Interface markup and scripts:
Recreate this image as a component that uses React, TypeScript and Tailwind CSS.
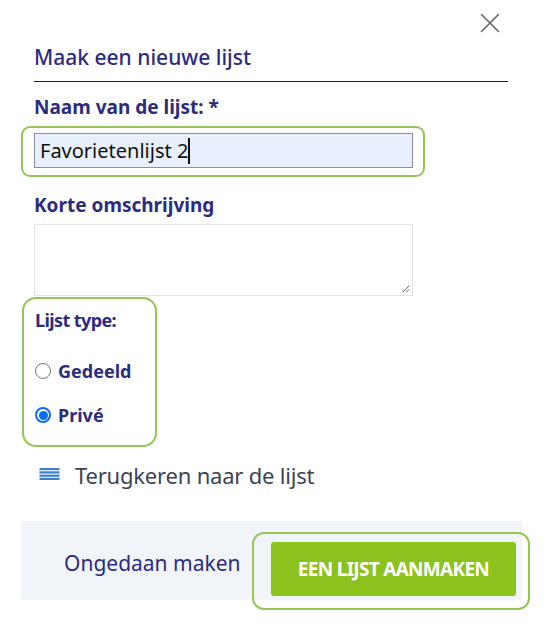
export default function App() {
  const navy = "text-[#2c2c7c]";
  return (
    <div
      className="relative w-[544px] h-[636px] bg-white overflow-hidden"
      style={{ fontFamily: '"Noto Sans", "Open Sans", sans-serif' }}
    >
      {/* close */}
      <div className="flex justify-end pt-[13px] pr-[44px]">
        <button className="w-[20px] h-[20px] text-[#5f6670]">
          <svg viewBox="0 0 20 20" className="w-[20px] h-[20px]" fill="none" stroke="currentColor" strokeWidth="1.6" strokeLinecap="round">
            <path d="M1.5 1.5 L18.5 18.5 M18.5 1.5 L1.5 18.5" />
          </svg>
        </button>
      </div>

      <div className="pl-[34px] pr-[36px]">
        <h2 className={`mt-[10px] text-[21px] leading-[28px] ${navy} font-medium border-b border-[#222] pb-[10px]`}>
          Maak een nieuwe lijst
        </h2>

        <label className={`block mt-[12px] text-[19px] leading-[26px] font-bold ${navy}`}>
          Naam van de lijst: *
        </label>
        <div className="relative mt-[13px] w-[379px]">
          <span className="absolute -left-[13px] -right-[12px] -top-[7px] -bottom-[9px] rounded-[9px] border-2 border-[#93c654]" />
          <div className="relative h-[35px] bg-[#e8f0fe] border border-[#8a8f96] flex items-center pl-[5px]">
            <span className="text-[20px] text-[#111] leading-none">Favorietenlijst 2</span>
            <span className="w-[1.5px] h-[26px] bg-[#111]" />
          </div>
        </div>

        <label className={`block mt-[24px] text-[19px] leading-[26px] font-bold ${navy}`}>
          Korte omschrijving
        </label>
        <div className="relative mt-[6px] w-[379px] h-[72px] border border-[#e2e2e2]">
          <svg viewBox="0 0 10 10" className="absolute right-[2px] bottom-[2px] w-[9px] h-[9px]" stroke="#555" strokeWidth="1.1">
            <path d="M9 2 L2 9 M9 6 L6 9" />
          </svg>
        </div>
      </div>

      {/* lijst type */}
      <div className="ml-[22px] mt-[1px] w-[135px] h-[150px] rounded-[14px] border-2 border-[#93c654] pl-[11px] pt-[9px]">
        <div className={`text-[18px] leading-[24px] font-bold ${navy} tracking-[-0.6px]`}>Lijst type:</div>
        <label className="flex items-center gap-[7px] mt-[27px] h-[24px]">
          <span className="w-[16px] h-[16px] rounded-full border border-[#767676] bg-white" />
          <span className={`text-[18px] font-bold ${navy}`}>Gedeeld</span>
        </label>
        <label className="flex items-center gap-[7px] mt-[20px] h-[24px]">
          <span className="w-[16px] h-[16px] rounded-full border-2 border-[#0a6cf5] bg-white flex items-center justify-center">
            <span className="w-[9px] h-[9px] rounded-full bg-[#0a6cf5]" />
          </span>
          <span className={`text-[18px] font-bold ${navy}`}>Privé</span>
        </label>
      </div>

      {/* terug */}
      <div className="flex items-center gap-[15px] ml-[39px] mt-[14px] h-[28px]">
        <svg viewBox="0 0 20 12" className="w-[21px] h-[12px] -mt-[2px]" fill="#3f7fcb">
          <rect x="0" y="0" width="20" height="2.2" />
          <rect x="0" y="3.3" width="20" height="2.2" />
          <rect x="0" y="6.6" width="20" height="2.2" />
          <rect x="0" y="9.8" width="20" height="2.2" />
        </svg>
        <span className="text-[22px] text-[#3b4452] tracking-[-0.2px]">Terugkeren naar de lijst</span>
      </div>

      {/* footer */}
      <div className="ml-[21px] mt-[32px] w-[501px] h-[79px] bg-[#f1f4f9] flex items-center">
        <button className={`ml-[43px] mt-[6px] text-[21px] ${navy} font-normal`}>Ongedaan maken</button>
        <div className="relative ml-auto mr-[6px] mt-[17px]">
          <span className="absolute -left-[19px] -right-[14px] -top-[10px] -bottom-[14px] rounded-[12px] border-2 border-[#93c654]" />
          <button className="relative w-[245px] h-[54px] rounded-[3px] bg-[#8cc21e] text-white text-[19px] font-bold tracking-[-0.7px] uppercase">
            Een lijst aanmaken
          </button>
        </div>
      </div>
    </div>
  );
}
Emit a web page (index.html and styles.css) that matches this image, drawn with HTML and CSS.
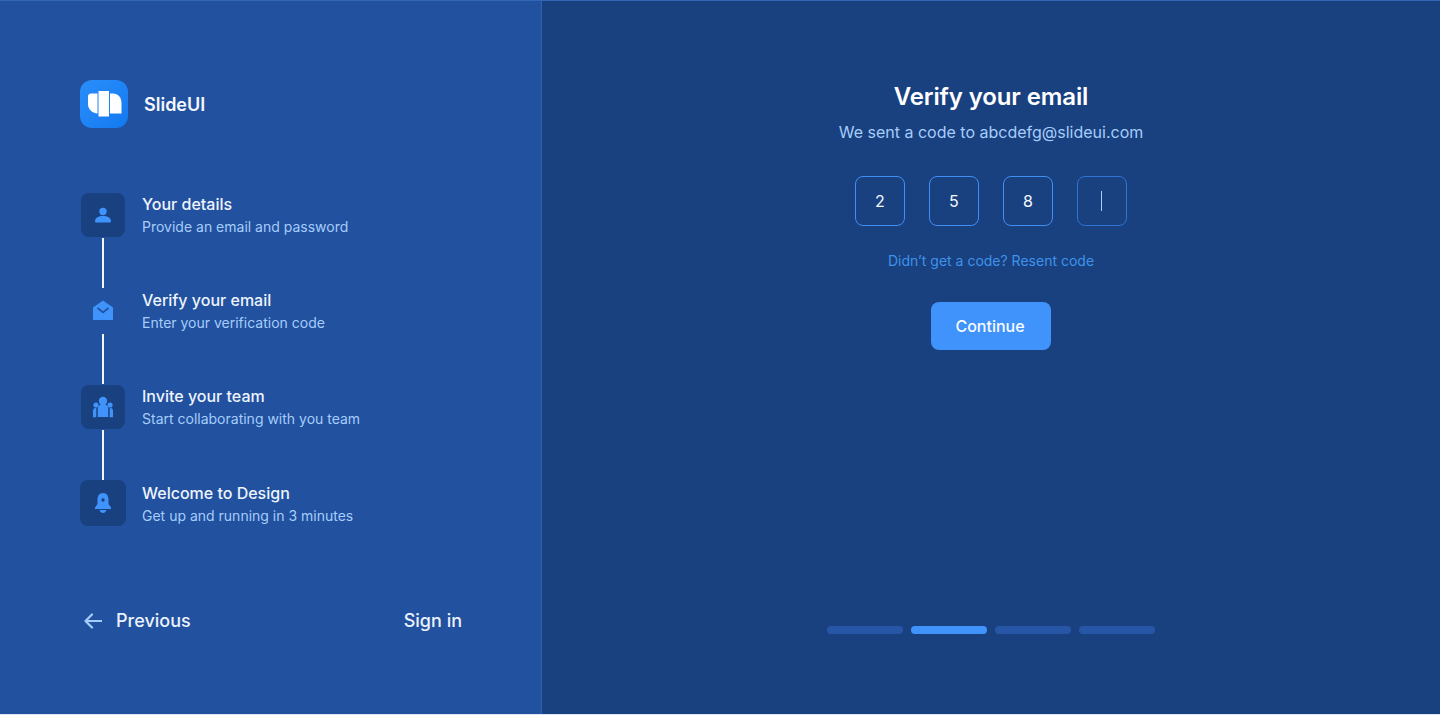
FILE: index.html
```html
<!DOCTYPE html>
<html lang="en">
<head>
<meta charset="utf-8">
<title>SlideUI – Verify your email</title>
<link rel="stylesheet" href="styles.css">
</head>
<body>
<main class="app">
  <aside class="side">
    <div class="brand">
      <div class="logo">
        <svg width="48" height="48" viewBox="0 0 48 48"><path d="M11 13.500h6.500v20c-5.500-.6-9.500-4.200-9.500-9.500v-7.500c0-1.800 1.200-3 3-3z" fill="#fff"/><path d="M18.500 11H29v25.500H18.500z" fill="#fff"/><path d="M30 13.500h3c5 0 8.500 4 8.500 9.500v10.500H30z" fill="#fff"/></svg>
      </div>
      <span class="brand-name">SlideUI</span>
    </div>
    <ol class="steps">
      <li class="step">
        <div class="rail">
          <div class="badge"><svg width="20" height="20" viewBox="0 0 20 20"><circle cx="10" cy="6.500" r="3.700" fill="#3f93fb"/><path d="M2 16.200c0-3.500 3.500-5.200 8-5.200s8 1.700 8 5.200c0 .9-.6 1.300-1.300 1.300H3.300c-.7 0-1.300-.4-1.300-1.300z" fill="#3f93fb"/></svg></div>
          <div class="line"></div>
        </div>
        <div class="copy"><h3>Your details</h3><p>Provide an email and password</p></div>
      </li>
      <li class="step">
        <div class="rail">
          <div class="badge plain"><svg width="22" height="22" viewBox="0 0 22 22"><path d="M1 7.500 11 .5l10 7V20H1z" fill="#3f93fb"/><path d="M5.500 8 11 12.500 16.500 8" fill="none" stroke="#21519f" stroke-width="1.700"/></svg></div>
          <div class="line"></div>
        </div>
        <div class="copy"><h3>Verify your email</h3><p>Enter your verification code</p></div>
      </li>
      <li class="step">
        <div class="rail">
          <div class="badge"><svg width="22" height="22" viewBox="0 0 22 22"><circle cx="11" cy="5" r="4.200" fill="#3f93fb"/><circle cx="4" cy="9" r="2.600" fill="#3f93fb"/><circle cx="18" cy="9" r="2.600" fill="#3f93fb"/><path d="M5.800 13c0-3 2.200-5 5.200-5s5.200 2 5.200 5v8H5.800z" fill="#3f93fb"/><path d="M1 15c0-1.700 1-3 2.500-3h.8v9.200H1zM17.700 12h.8c1.500 0 2.500 1.300 2.500 3v6.200h-3.300z" fill="#3f93fb"/></svg></div>
          <div class="line"></div>
        </div>
        <div class="copy"><h3>Invite your team</h3><p>Start collaborating with you team</p></div>
      </li>
      <li class="step last">
        <div class="rail">
          <div class="badge big"><svg width="20" height="22" viewBox="0 0 20 22"><path d="M10 1c3.500 0 5.500 2.800 5.500 6.500V12l2.500 3.500v1.500H2v-1.500L4.500 12V7.500C4.500 3.800 6.500 1 10 1z" fill="#3f93fb"/><circle cx="10" cy="8" r="1.700" fill="#19407f"/><path d="M6.500 18h7c-.5 1.800-2 3-3.500 3s-3-1.200-3.500-3z" fill="#3f93fb"/></svg></div>
        </div>
        <div class="copy"><h3>Welcome to Design</h3><p>Get up and running in 3 minutes</p></div>
      </li>
    </ol>
    <nav class="side-nav">
      <a class="nav-link" href="#"><svg width="22" height="18" viewBox="0 0 22 18"><path d="M21.500 9H5.500M12 2.500 5.500 9l6.500 6.500" fill="none" stroke="#a3cdfd" stroke-width="2.200" stroke-linecap="round" stroke-linejoin="round"/></svg>Previous</a>
      <a class="nav-link" href="#">Sign in</a>
    </nav>
  </aside>
  <section class="main">
    <div class="panel">
      <h1>Verify your email</h1>
      <p class="sent">We sent a code to abcdefg@slideui.com</p>
      <div class="code">
        <div class="digit">2</div>
        <div class="digit">5</div>
        <div class="digit">8</div>
        <div class="digit active"><span class="caret"></span></div>
      </div>
      <p class="resend">Didn’t get a code? Resent code</p>
      <button class="continue">Continue</button>
    </div>
    <div class="progress">
      <span class="bar"></span><span class="bar on"></span><span class="bar"></span><span class="bar"></span>
    </div>
  </section>
</main>
</body>
</html>
```

FILE: styles.css
```css
* { box-sizing: border-box; }
html, body { margin: 0; height: 100%; }
body { font-family: Inter, "Liberation Sans", sans-serif; background: #19407f; overflow: hidden; }
h1, h3, p, ol { margin: 0; padding: 0; }
ol { list-style: none; }
a { text-decoration: none; color: inherit; }

.app { display: flex; height: 715px; border-top: 1px solid #3267b8; border-bottom: 1px solid #dbe6f5; }

.side { width: 542px; flex: none; background: #21519f; border-right: 1px solid #2f62b1; padding: 79px 79px 0 80px; display: flex; flex-direction: column; }
.brand { display: flex; align-items: center; gap: 16px; height: 48px; }
.logo { width: 48px; height: 48px; border-radius: 12px; background: linear-gradient(135deg, #2a8efb, #1379f0); }
.logo svg { display: block; }
.brand-name { font-size: 18px; font-weight: 600; color: #f4f8fe; }

.steps { margin-top: 65px; }
.step { display: flex; gap: 16px; height: 96px; }
.step.last { height: 46px; margin-top: -1px; }
.step.last .copy { padding-top: 2px; }
.rail { width: 46px; display: flex; flex-direction: column; align-items: center; }
.badge { width: 44px; height: 44px; flex: none; border-radius: 8px; background: #19407f; display: flex; align-items: center; justify-content: center; }
.badge.plain { background: transparent; }
.badge.big { width: 46px; height: 46px; }
.line { width: 2px; height: 50px; margin-top: 1px; background: #f2f6fd; }
.copy h3 { font-size: 16px; line-height: 22px; font-weight: 500; color: #eef4fd; }
.copy p { font-size: 14px; line-height: 24px; color: #a6cdfb; }

.side-nav { margin-top: 83px; display: flex; justify-content: space-between; align-items: center; }
.nav-link { display: flex; align-items: center; gap: 14px; font-size: 18px; line-height: 24px; font-weight: 500; color: #eaf2fd; }
.nav-link svg { display: block; }

.main { flex: 1; display: flex; flex-direction: column; align-items: center; justify-content: space-between; padding: 80px 0 80px; }
.panel { display: flex; flex-direction: column; align-items: center; }
h1 { font-size: 24px; line-height: 32px; font-weight: 600; letter-spacing: -0.12px; color: #fff; }
.sent { margin-top: 7px; font-size: 16px; line-height: 24px; color: #a6cdfb; }
.code { margin-top: 32px; display: flex; gap: 24px; }
.digit { width: 50px; height: 50px; border: 1px solid #3f8ff5; border-radius: 8px; display: flex; align-items: center; justify-content: center; font-size: 16px; color: #f4f8fe; }
.digit.active { border-color: #2f74d4; }
.caret { width: 1px; height: 20px; background: #a6cdfb; }
.resend { margin-top: 25px; font-size: 14px; line-height: 20px; color: #3f93ea; }
.continue { margin-top: 31px; width: 120px; height: 48px; border: 0; padding: 0 2px 0 0; border-radius: 8px; background: #3f93fb; color: #f8fbff; font: 500 16px/24px Inter, "Liberation Sans", sans-serif; }

.progress { display: flex; gap: 8px; }
.bar { width: 76px; height: 8px; border-radius: 4px; background: #2756a6; }
.bar.on { background: #3f93fb; }
```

• Task requirements
Show all lines in the entries above where the word "styles" appears.

• Full output
Emit a web page (index.html and styles.css) that matches this image, drawn with HTML and CSS.
<link rel="stylesheet" href="styles.css">
FILE: styles.css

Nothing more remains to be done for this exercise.